Metro booked many early industrial music bands, including Cabaret Voltaire, KMFDM, and Einstürzende Neubauten.

During this time, Metro began a long-standing relationship with Chicago's Jam Productions.

In the 1990s the club booked grunge and alternative music. Material Issue, Smashing Pumpkins, Urge Overkill, Liz Phair and Veruca Salt began their careers in Metro. Seattle bands included Nirvana, Soundgarden and Mudhoney, and Los Angeles bands included Jane's Addiction, Perry Farrell and Hole. Seattle-based Pearl Jam recorded a live album at Metro on March 28, 1992. Bands from Britain, such as Oasis and the Manic Street Preachers, played their early US gigs at the Metro. The original lineup of the Smashing Pumpkins played their first and last gigs at the Metro. The Metro also hosted one of the last Blind Melon shows with Shannon Hoon on September 27, 1995, which was filmed and released in 2005 under the title Live at the Metro: September 27, 1995. Hoon died of a drug overdose less than a month later. Additionally, Jeff Buckley filmed Live in Chicago at the Metro, his only concert DVD before dying. In addition, before originally calling it quits in 1999, Braid recorded one of their farewell shows at Metro in August 1999, released in 2000 as “Killing a Camera”. Alkaline Trio opened the show. The live album from the Metro that night was released as “Lucky To be Alive”.

Other artists and bands that performed at the venue included Metallica, James Brown, Iggy Pop, George Clinton, Joe Strummer, Prince, The White Stripes, Alkaline Trio, The Killers, No Doubt, They Might Be Giants, Phish, Disturbed, Chevelle, Travis, Jimmy Eat World, Interpol, The Strokes, The Frames, Jack Johnson, Kanye West, Pearl Jam, Atmosphere, Aesop Rock, Moby, The Faint, Fatboy Slim, Arctic Monkeys, Yeah Yeah Yeahs, Plain White T's, The Brian Jonestown Massacre, The Academy Is..., Chance the Rapper, Green Day, Fall Out Boy, Catch 22 and Kill Hannah. Local bands can get booked at Metro through the same method used in the club's earliest days, sending a demo. Bob Dylan performed two shows at Metro to celebrate the club's 15th anniversary.
Chicago band Alkaline Trio played 30 sold out shows at the venue.

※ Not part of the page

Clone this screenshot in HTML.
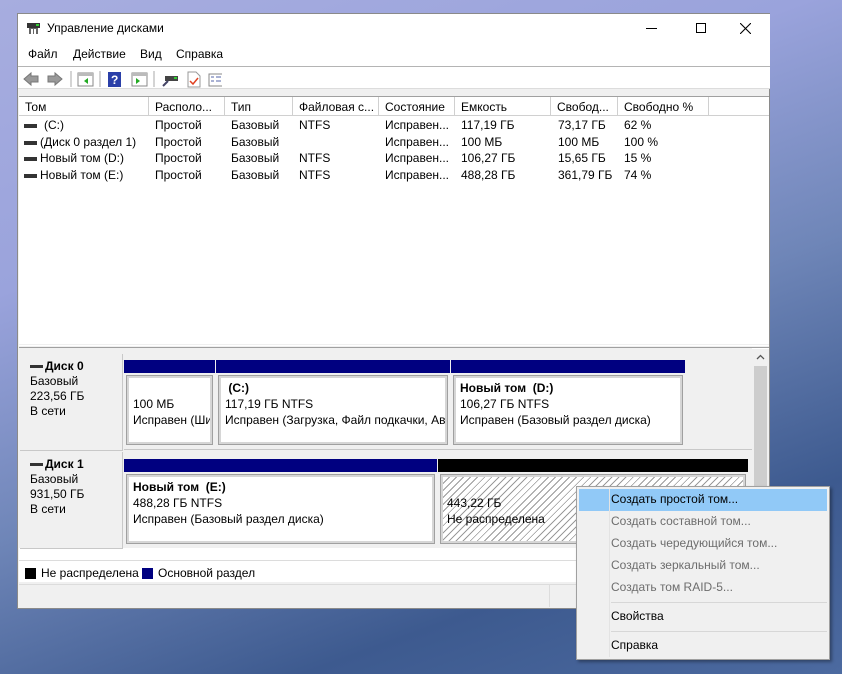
<!DOCTYPE html>
<html><head><meta charset="utf-8"><style>
*{margin:0;padding:0;box-sizing:border-box}
body{width:842px;height:674px;overflow:hidden;position:relative;font-family:"Segoe UI","Liberation Sans","DejaVu Sans",sans-serif;font-size:12px;color:#000;
background:linear-gradient(160deg,#a7addf 0%,#9aa3dc 30%,#6f86b8 55%,#3d5a8f 80%,#4c6aa0 100%);}
.a{position:absolute;white-space:nowrap}
.win{position:absolute;left:17px;top:13px;width:753px;height:596px;background:#f0f0f0;border:1px solid #8a8a8a}
.hdr{position:absolute;top:97px;height:19px;background:#fff;border-right:1px solid #d0d0d0;border-bottom:1px solid #d0d0d0;padding:3px 0 0 6px;white-space:nowrap}
.row{position:absolute;left:22px;height:17px;white-space:nowrap}
.c{position:absolute;top:0}
.part{position:absolute;background:#f0f0f0}
.bar{position:absolute;left:0;right:0;top:0;height:13px;background:#000080}
.box{position:absolute;left:3px;right:3px;top:16px;bottom:4px;background:#fff;border:2px solid #d6d6d6;outline:1px solid #a0a0a0;padding:2px 4px;line-height:16px;overflow:hidden;white-space:nowrap}
.dl{position:absolute;left:20px;width:103px;background:#f0f0f0;border-right:1px solid #c8c8c8;border-bottom:1px solid #c8c8c8;padding:5px 0 0 10px;line-height:15px;white-space:nowrap}
.mi{position:absolute;left:34px;font-size:12px;white-space:nowrap}
.g{color:#6d6d6d}
</style></head><body>
<div class="win"></div>
<div class="a" style="left:18px;top:14px;width:752px;height:30px;background:#fff"></div>
<svg class="a" style="left:26px;top:22px" width="16" height="14"><rect x="1" y="1" width="13" height="5" fill="#333"/><rect x="10" y="2" width="3" height="2" fill="#3c3"/><rect x="3" y="6" width="9" height="6" fill="#666"/><rect x="5" y="7" width="2" height="5" fill="#fff"/><rect x="8" y="7" width="2" height="5" fill="#fff"/></svg>
<div class="a" style="left:47px;top:21px;font-size:12px">Управление дисками</div>
<div class="a" style="left:646px;top:28px;width:11px;height:1px;background:#000"></div>
<div class="a" style="left:696px;top:23px;width:10px;height:10px;border:1px solid #000"></div>
<svg class="a" style="left:740px;top:23px" width="11" height="11"><path d="M0 0L11 11M11 0L0 11" stroke="#000" stroke-width="1.1"/></svg>
<div class="a" style="left:18px;top:44px;width:752px;height:22px;background:#fff"></div>
<div class="a" style="left:28px;top:47px">Файл</div>
<div class="a" style="left:73px;top:47px">Действие</div>
<div class="a" style="left:140px;top:47px">Вид</div>
<div class="a" style="left:176px;top:47px">Справка</div>
<div class="a" style="left:18px;top:66px;width:752px;height:1px;background:#b4b4b4"></div>
<div class="a" style="left:18px;top:67px;width:752px;height:22px;background:#fff;border-bottom:1px solid #dcdcdc"></div>
<svg class="a" style="left:22px;top:70px" width="200" height="18">
<path d="M2 9 L9 3 V6 H16 V12 H9 V15 Z" fill="#999" stroke="#777"/>
<path d="M40 9 L33 3 V6 H26 V12 H33 V15 Z" fill="#999" stroke="#777"/>
<line x1="49" y1="1" x2="49" y2="17" stroke="#aaa"/>
<rect x="56" y="3" width="15" height="13" fill="#fff" stroke="#888"/><rect x="56" y="3" width="15" height="3" fill="#bbb"/><path d="M66 8 L62 11 L66 14Z" fill="#2a2"/>
<line x1="78" y1="1" x2="78" y2="17" stroke="#aaa"/>
<rect x="86" y="2" width="13" height="15" fill="#2a3fa8"/><text x="89" y="14" fill="#fff" font-size="12" font-family="Liberation Sans" font-weight="bold">?</text>
<rect x="110" y="3" width="15" height="13" fill="#fff" stroke="#888"/><rect x="110" y="3" width="15" height="3" fill="#bbb"/><path d="M114 8 L118 11 L114 14Z" fill="#2a2"/>
<line x1="132" y1="1" x2="132" y2="17" stroke="#aaa"/>
<rect x="143" y="6" width="13" height="5" fill="#444"/><rect x="152" y="7" width="3" height="2" fill="#3c3"/><line x1="146" y1="11" x2="141" y2="16" stroke="#446" stroke-width="2"/>
<path d="M166 2 H174 L178 6 V17 H166Z" fill="#fff" stroke="#999"/><path d="M168 11 L171 14 L176 8" stroke="#e04020" fill="none" stroke-width="1.5"/>
<rect x="187" y="4" width="14" height="12" fill="#fff" stroke="#888"/><path d="M189 7 h3 M194 7 h5 M189 11 h3 M194 11 h5" stroke="#56a"/>
</svg>
<div class="a" style="left:19px;top:96px;width:750px;height:248px;background:#fff;border-top:1px solid #a0a0a0"></div>
<div class="hdr" style="left:19px;width:130px">Том</div>
<div class="hdr" style="left:149px;width:76px">Располо...</div>
<div class="hdr" style="left:225px;width:68px">Тип</div>
<div class="hdr" style="left:293px;width:86px">Файловая с...</div>
<div class="hdr" style="left:379px;width:76px">Состояние</div>
<div class="hdr" style="left:455px;width:96px">Емкость</div>
<div class="hdr" style="left:551px;width:67px">Свобод...</div>
<div class="hdr" style="left:618px;width:91px">Свободно %</div>
<div class="hdr" style="left:709px;width:60px;border-right:none"></div>
<div class="row" style="top:118px;width:740px">
<div class="c" style="left:2px;top:6px;width:13px;height:4px;background:#333"></div>
<div class="c" style="left:22px">(C:)</div><div class="c" style="left:133px">Простой</div><div class="c" style="left:209px">Базовый</div><div class="c" style="left:277px">NTFS</div><div class="c" style="left:363px">Исправен...</div><div class="c" style="left:439px">117,19 ГБ</div><div class="c" style="left:536px">73,17 ГБ</div><div class="c" style="left:602px">62 %</div></div>
<div class="row" style="top:135px;width:740px">
<div class="c" style="left:2px;top:6px;width:13px;height:4px;background:#333"></div>
<div class="c" style="left:18px">(Диск 0 раздел 1)</div><div class="c" style="left:133px">Простой</div><div class="c" style="left:209px">Базовый</div><div class="c" style="left:363px">Исправен...</div><div class="c" style="left:439px">100 МБ</div><div class="c" style="left:536px">100 МБ</div><div class="c" style="left:602px">100 %</div></div>
<div class="row" style="top:151px;width:740px">
<div class="c" style="left:2px;top:6px;width:13px;height:4px;background:#333"></div>
<div class="c" style="left:18px">Новый том (D:)</div><div class="c" style="left:133px">Простой</div><div class="c" style="left:209px">Базовый</div><div class="c" style="left:277px">NTFS</div><div class="c" style="left:363px">Исправен...</div><div class="c" style="left:439px">106,27 ГБ</div><div class="c" style="left:536px">15,65 ГБ</div><div class="c" style="left:602px">15 %</div></div>
<div class="row" style="top:168px;width:740px">
<div class="c" style="left:2px;top:6px;width:13px;height:4px;background:#333"></div>
<div class="c" style="left:18px">Новый том (E:)</div><div class="c" style="left:133px">Простой</div><div class="c" style="left:209px">Базовый</div><div class="c" style="left:277px">NTFS</div><div class="c" style="left:363px">Исправен...</div><div class="c" style="left:439px">488,28 ГБ</div><div class="c" style="left:536px">361,79 ГБ</div><div class="c" style="left:602px">74 %</div></div>
<div class="a" style="left:19px;top:345px;width:750px;height:1px;background:#fff"></div>
<div class="a" style="left:19px;top:347px;width:750px;height:1px;background:#a0a0a0"></div>
<div class="a" style="left:19px;top:348px;width:750px;height:234px;background:#fff"></div>
<div class="a" style="left:19px;top:348px;width:733px;height:200px;background:#f0f0f0"></div>
<div class="a" style="left:752px;top:349px;width:17px;height:200px;background:#f0f0f0"></div>
<div class="a" style="left:754px;top:366px;width:13px;height:180px;background:#cdcdcd"></div>
<svg class="a" style="left:756px;top:354px" width="9" height="6"><path d="M1 5L4.5 1.5L8 5" stroke="#555" fill="none" stroke-width="1.3"/></svg>
<div class="dl" style="top:354px;height:97px"><b><span style="display:inline-block;width:13px;height:3px;background:#333;vertical-align:middle;margin-right:2px"></span>Диск 0</b><br>Базовый<br>223,56 ГБ<br>В сети</div>
<div class="dl" style="top:452px;height:97px"><b><span style="display:inline-block;width:13px;height:3px;background:#333;vertical-align:middle;margin-right:2px"></span>Диск 1</b><br>Базовый<br>931,50 ГБ<br>В сети</div>
<div class="part" style="left:124px;top:360px;width:91px;height:88px"><div class="bar"></div><div class="box"><br>100 МБ<br>Исправен (Ши</div></div>
<div class="part" style="left:216px;top:360px;width:234px;height:88px"><div class="bar"></div><div class="box"><b>&nbsp;(C:)</b><br>117,19 ГБ NTFS<br>Исправен (Загрузка, Файл подкачки, Ав</div></div>
<div class="part" style="left:451px;top:360px;width:234px;height:88px"><div class="bar"></div><div class="box"><b>Новый том&nbsp; (D:)</b><br>106,27 ГБ NTFS<br>Исправен (Базовый раздел диска)</div></div>
<div class="a" style="left:124px;top:449px;width:628px;height:1px;background:#c8c8c8"></div>
<div class="part" style="left:124px;top:459px;width:313px;height:88px"><div class="bar"></div><div class="box"><b>Новый том&nbsp; (E:)</b><br>488,28 ГБ NTFS<br>Исправен (Базовый раздел диска)</div></div>
<div class="part" style="left:438px;top:459px;width:310px;height:88px"><div class="bar" style="background:#000"></div><div class="box" style="background:repeating-linear-gradient(135deg,#fff 0 4px,#9a9a9a 4px 5px)"><br>443,22 ГБ<br>Не распределена</div></div>
<div class="a" style="left:19px;top:560px;width:750px;height:1px;background:#dcdcdc"></div>
<div class="a" style="left:25px;top:568px;width:11px;height:11px;background:#000"></div>
<div class="a" style="left:41px;top:566px">Не распределена</div>
<div class="a" style="left:142px;top:568px;width:11px;height:11px;background:#000080"></div>
<div class="a" style="left:158px;top:566px">Основной раздел</div>
<div class="a" style="left:19px;top:584px;width:750px;height:1px;background:#dcdcdc"></div>
<div class="a" style="left:549px;top:585px;width:1px;height:22px;background:#dcdcdc"></div>
<div class="a" style="left:576px;top:486px;width:254px;height:174px;background:#f0f0f0;border:1px solid #a0a0a0;box-shadow:2px 2px 3px rgba(0,0,0,.35)">
<div class="a" style="left:2px;top:2px;width:248px;height:22px;background:#91c9f7"></div>
<div class="a" style="left:32px;top:2px;width:1px;height:168px;background:#e3e3e3"></div>
<div class="mi" style="top:5px">Создать простой том...</div>
<div class="mi g" style="top:27px">Создать составной том...</div>
<div class="mi g" style="top:49px">Создать чередующийся том...</div>
<div class="mi g" style="top:71px">Создать зеркальный том...</div>
<div class="mi g" style="top:93px">Создать том RAID-5...</div>
<div class="a" style="left:34px;top:115px;width:216px;height:1px;background:#d7d7d7"></div>
<div class="mi" style="top:122px">Свойства</div>
<div class="a" style="left:34px;top:144px;width:216px;height:1px;background:#d7d7d7"></div>
<div class="mi" style="top:151px">Справка</div>
</div>
</body></html>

On July 22, 2007, Metro celebrated its 25th anniversary, with a free public concert at Millennium Park's Jay Pritzker Pavilion with the Decemberists backed by the Grant Park Orchestra. On July 21, 2007, Metro held an employee reunion and public party to count down the hours to the official anniversary at midnight on July 22, 2007.

On October 11, 2007, Metro's owner Joe Shanahan was awarded a Recording Academy Honors from the Chicago Chapter of the Recording Academy in recognition of Metro's 25 years.